Susan Scheid said...

And now, back to the Coptic fish and so many other delights on this post (and please forgive steering off course). You know, I am a bit the country bumpkin when it comes to this world of patterns and design, yet you remind me how much I've loved stumbling into an exhibition of such things. I am reminded by this post that I would like to get back to the V&A Museum, and of a fascinating exhibit at the Met of African fabrics about which I'd intended to write on the blog but never did.

I also love where your imagination takes you, from this observation, "I was reminded how selective a view we have of the ancients according to what's survived" to thinking about whether Norsemen had tattoos.
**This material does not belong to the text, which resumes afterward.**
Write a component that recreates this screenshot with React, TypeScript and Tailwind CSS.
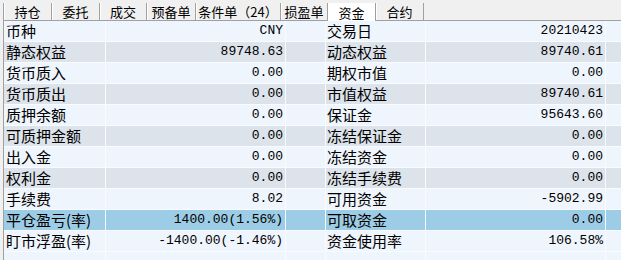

So many wonderful worlds to explore!

David Damant said...

David, as you say that you will be returning to the food capital of France in April, I confide that you will eat that masterpiece of the cuisine Lyonnaise, quenelles de brochet ( if made with say sole or salmon all one gets is a mousse - to get a real quenelle the firmer flesh of the pike is necessary; I suppose shark would also do well)..... BUT - mon cher ami, PRENEZ GARDE !! . A quenelle is apparently now an anti-semitic gesture which can get you thrown out of a football team, or vilified in the anti-racist press. The explanation of this disgraceful theft of a word is not suitable for a chaste blog such as this

Anonymous said...

next time you are in Lyon try La Mere Brezier. One of the better restaurants in Lyon.

Liam

Anonymous said...

la quenelle de brochet est toujours du poisson "pike", comme yous savez trop bien Monsiuer Damant .En 2005 vous avez dejeuner sur cette grande oeuvre en Lyon . La sauce nantua avec ses ecrivesses ext obligatoire.

Liam
L'abbbe de Aiguebelle

David said...

Clearly I need to return to Lyon with you two grands gourmands. Merci, Monsieur l'Abbe, pour le recommendation. Meanwhile I was condemned to scampi and chips in an undistinguished eatery on Epsom Downs for the maternal's 83rd birthday.